**Material:**
>>>>

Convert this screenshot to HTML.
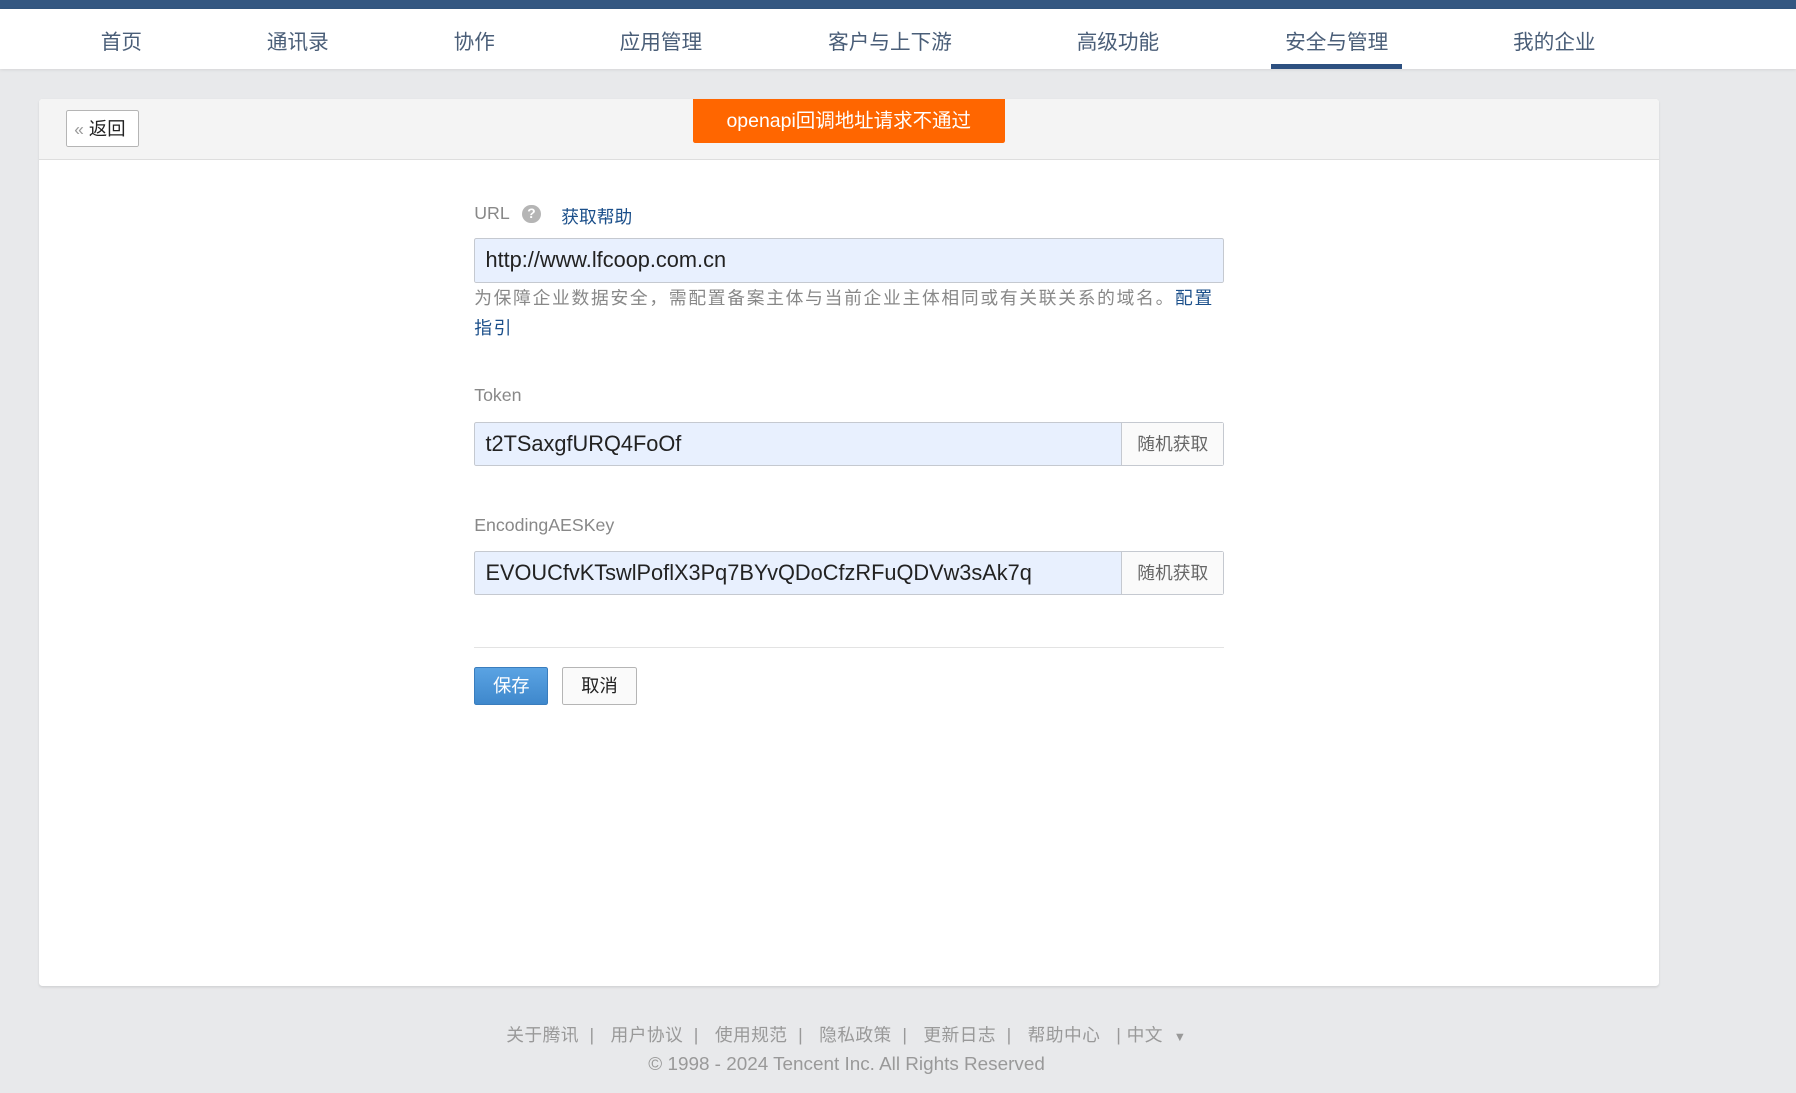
<!DOCTYPE html>
<html><head><meta charset="utf-8"><style>
html,body{margin:0;padding:0;}
body{width:1568px;height:954px;zoom:1.14541;background:#e8e9eb;position:relative;overflow:hidden;font-family:"Liberation Sans","Noto Sans CJK SC",sans-serif;}
.a{position:absolute;white-space:nowrap;}
#top{left:0;top:0;width:1568px;height:8px;background:#345781;}
#nav{left:0;top:8px;width:1568px;height:52px;background:#fff;box-shadow:0 1px 3px rgba(0,0,0,.1);}
.ni{top:22px;font-size:18px;color:#4a5e78;transform:translateX(-50%);}
#ul{left:1110px;top:56px;width:114px;height:4px;background:#2d5080;}
#card{left:34px;top:86px;width:1414px;height:775px;background:#fff;border-radius:3px;box-shadow:0 1px 2px rgba(0,0,0,.1);}
#hd{left:34px;top:86px;width:1414px;height:53px;background:#f4f4f4;border-bottom:1px solid #dedede;border-radius:3px 3px 0 0;}
#back{left:58px;top:96px;width:62px;height:31px;border:1px solid #b5b5b5;border-radius:2px;background:#fff;font-size:16px;color:#222;line-height:31px;}
#ban{left:605px;top:86px;width:272px;height:39px;background:#ff6600;color:#fff;font-size:17px;line-height:39px;text-align:center;border-radius:0 0 2px 2px;}
.lb{font-size:15.5px;color:#888;}
.inp{left:414px;width:653px;height:37px;border:1px solid #c5c9d0;background:#e8f0fe;border-radius:2px;font-size:19px;color:#222;line-height:37px;}
.inp span{position:absolute;left:9px;}
.btn{position:absolute;right:0;top:0;width:88px;height:37px;border-left:1px solid #c5c9d0;background:#fafafa;color:#666;font-size:15.5px;text-align:center;line-height:37px;}
.ft{font-size:15.5px;color:#999;}
</style></head><body>
<div class="a" id="top"></div>
<div class="a" id="nav"></div>
<div class="a ni" style="left:106px">首页</div>
<div class="a ni" style="left:260px">通讯录</div>
<div class="a ni" style="left:414px">协作</div>
<div class="a ni" style="left:577px">应用管理</div>
<div class="a ni" style="left:777px">客户与上下游</div>
<div class="a ni" style="left:976px">高级功能</div>
<div class="a ni" style="left:1167px">安全与管理</div>
<div class="a ni" style="left:1357px">我的企业</div>
<div class="a" id="ul"></div>
<div class="a" id="card"></div>
<div class="a" id="hd"></div>
<div class="a" id="back"><span style="color:#999;margin-left:6px;font-size:15px">«</span> 返回</div>
<div class="a" id="ban">openapi回调地址请求不通过</div>

<div class="a lb" style="left:414px;top:177px">URL</div>
<div class="a" style="left:456px;top:179px;width:16px;height:16px;border-radius:50%;background:#b5b5b5;color:#fff;font-size:12px;font-weight:bold;text-align:center;line-height:16px">?</div>
<div class="a" style="left:490px;top:177px;font-size:15.5px;color:#1b4f8a">获取帮助</div>
<div class="a inp" style="top:208px"><span>http://www.lfcoop.com.cn</span></div>
<div class="a lb" style="left:414px;top:248px;white-space:normal;width:660px;line-height:26px;letter-spacing:1.5px">为保障企业数据安全，需配置备案主体与当前企业主体相同或有关联关系的域名。<span style="color:#1b4f8a">配置指引</span></div>

<div class="a lb" style="left:414px;top:336px">Token</div>
<div class="a inp" style="top:368px"><span>t2TSaxgfURQ4FoOf</span><div class="btn">随机获取</div></div>

<div class="a lb" style="left:414px;top:450px">EncodingAESKey</div>
<div class="a inp" style="top:481px"><span>EVOUCfvKTswlPoflX3Pq7BYvQDoCfzRFuQDVw3sAk7q</span><div class="btn">随机获取</div></div>

<div class="a" style="left:414px;top:565px;width:655px;height:1px;background:#e3e3e3"></div>
<div class="a" style="left:414px;top:582px;width:63px;height:32px;background:linear-gradient(#5aa3e3,#3f88cc);border:1px solid #3a7dbd;border-radius:2px;color:#fff;font-size:16px;text-align:center;line-height:32px">保存</div>
<div class="a" style="left:491px;top:582px;width:63px;height:32px;background:#fafafa;border:1px solid #b5b5b5;border-radius:2px;color:#222;font-size:16px;text-align:center;line-height:32px">取消</div>

<div class="a ft" style="left:442px;top:891px;letter-spacing:0.35px">关于腾讯&nbsp;&nbsp;|&nbsp;&nbsp;&nbsp;用户协议&nbsp;&nbsp;|&nbsp;&nbsp;&nbsp;使用规范&nbsp;&nbsp;|&nbsp;&nbsp;&nbsp;隐私政策&nbsp;&nbsp;|&nbsp;&nbsp;&nbsp;更新日志&nbsp;&nbsp;|&nbsp;&nbsp;&nbsp;帮助中心&nbsp;&nbsp;&nbsp;|&nbsp;中文&nbsp;&nbsp;<span style="font-size:11px">▼</span></div>
<div class="a ft" style="left:566px;top:920px;font-size:16.5px">© 1998 - 2024 Tencent Inc. All Rights Reserved</div>
</body></html>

<<<<

**Written task:** Set down the complete material exactly, but do not include the images.

**Exercise response:**
Convert this screenshot to HTML.
<!DOCTYPE html>
<html><head><meta charset="utf-8"><style>
html,body{margin:0;padding:0;}
body{width:1568px;height:954px;zoom:1.14541;background:#e8e9eb;position:relative;overflow:hidden;font-family:"Liberation Sans","Noto Sans CJK SC",sans-serif;}
.a{position:absolute;white-space:nowrap;}
#top{left:0;top:0;width:1568px;height:8px;background:#345781;}
#nav{left:0;top:8px;width:1568px;height:52px;background:#fff;box-shadow:0 1px 3px rgba(0,0,0,.1);}
.ni{top:22px;font-size:18px;color:#4a5e78;transform:translateX(-50%);}
#ul{left:1110px;top:56px;width:114px;height:4px;background:#2d5080;}
#card{left:34px;top:86px;width:1414px;height:775px;background:#fff;border-radius:3px;box-shadow:0 1px 2px rgba(0,0,0,.1);}
#hd{left:34px;top:86px;width:1414px;height:53px;background:#f4f4f4;border-bottom:1px solid #dedede;border-radius:3px 3px 0 0;}
#back{left:58px;top:96px;width:62px;height:31px;border:1px solid #b5b5b5;border-radius:2px;background:#fff;font-size:16px;color:#222;line-height:31px;}
#ban{left:605px;top:86px;width:272px;height:39px;background:#ff6600;color:#fff;font-size:17px;line-height:39px;text-align:center;border-radius:0 0 2px 2px;}
.lb{font-size:15.5px;color:#888;}
.inp{left:414px;width:653px;height:37px;border:1px solid #c5c9d0;background:#e8f0fe;border-radius:2px;font-size:19px;color:#222;line-height:37px;}
.inp span{position:absolute;left:9px;}
.btn{position:absolute;right:0;top:0;width:88px;height:37px;border-left:1px solid #c5c9d0;background:#fafafa;color:#666;font-size:15.5px;text-align:center;line-height:37px;}
.ft{font-size:15.5px;color:#999;}
</style></head><body>
<div class="a" id="top"></div>
<div class="a" id="nav"></div>
<div class="a ni" style="left:106px">首页</div>
<div class="a ni" style="left:260px">通讯录</div>
<div class="a ni" style="left:414px">协作</div>
<div class="a ni" style="left:577px">应用管理</div>
<div class="a ni" style="left:777px">客户与上下游</div>
<div class="a ni" style="left:976px">高级功能</div>
<div class="a ni" style="left:1167px">安全与管理</div>
<div class="a ni" style="left:1357px">我的企业</div>
<div class="a" id="ul"></div>
<div class="a" id="card"></div>
<div class="a" id="hd"></div>
<div class="a" id="back"><span style="color:#999;margin-left:6px;font-size:15px">«</span> 返回</div>
<div class="a" id="ban">openapi回调地址请求不通过</div>

<div class="a lb" style="left:414px;top:177px">URL</div>
<div class="a" style="left:456px;top:179px;width:16px;height:16px;border-radius:50%;background:#b5b5b5;color:#fff;font-size:12px;font-weight:bold;text-align:center;line-height:16px">?</div>
<div class="a" style="left:490px;top:177px;font-size:15.5px;color:#1b4f8a">获取帮助</div>
<div class="a inp" style="top:208px"><span>http://www.lfcoop.com.cn</span></div>
<div class="a lb" style="left:414px;top:248px;white-space:normal;width:660px;line-height:26px;letter-spacing:1.5px">为保障企业数据安全，需配置备案主体与当前企业主体相同或有关联关系的域名。<span style="color:#1b4f8a">配置指引</span></div>

<div class="a lb" style="left:414px;top:336px">Token</div>
<div class="a inp" style="top:368px"><span>t2TSaxgfURQ4FoOf</span><div class="btn">随机获取</div></div>

<div class="a lb" style="left:414px;top:450px">EncodingAESKey</div>
<div class="a inp" style="top:481px"><span>EVOUCfvKTswlPoflX3Pq7BYvQDoCfzRFuQDVw3sAk7q</span><div class="btn">随机获取</div></div>

<div class="a" style="left:414px;top:565px;width:655px;height:1px;background:#e3e3e3"></div>
<div class="a" style="left:414px;top:582px;width:63px;height:32px;background:linear-gradient(#5aa3e3,#3f88cc);border:1px solid #3a7dbd;border-radius:2px;color:#fff;font-size:16px;text-align:center;line-height:32px">保存</div>
<div class="a" style="left:491px;top:582px;width:63px;height:32px;background:#fafafa;border:1px solid #b5b5b5;border-radius:2px;color:#222;font-size:16px;text-align:center;line-height:32px">取消</div>

<div class="a ft" style="left:442px;top:891px;letter-spacing:0.35px">关于腾讯&nbsp;&nbsp;|&nbsp;&nbsp;&nbsp;用户协议&nbsp;&nbsp;|&nbsp;&nbsp;&nbsp;使用规范&nbsp;&nbsp;|&nbsp;&nbsp;&nbsp;隐私政策&nbsp;&nbsp;|&nbsp;&nbsp;&nbsp;更新日志&nbsp;&nbsp;|&nbsp;&nbsp;&nbsp;帮助中心&nbsp;&nbsp;&nbsp;|&nbsp;中文&nbsp;&nbsp;<span style="font-size:11px">▼</span></div>
<div class="a ft" style="left:566px;top:920px;font-size:16.5px">© 1998 - 2024 Tencent Inc. All Rights Reserved</div>
</body></html>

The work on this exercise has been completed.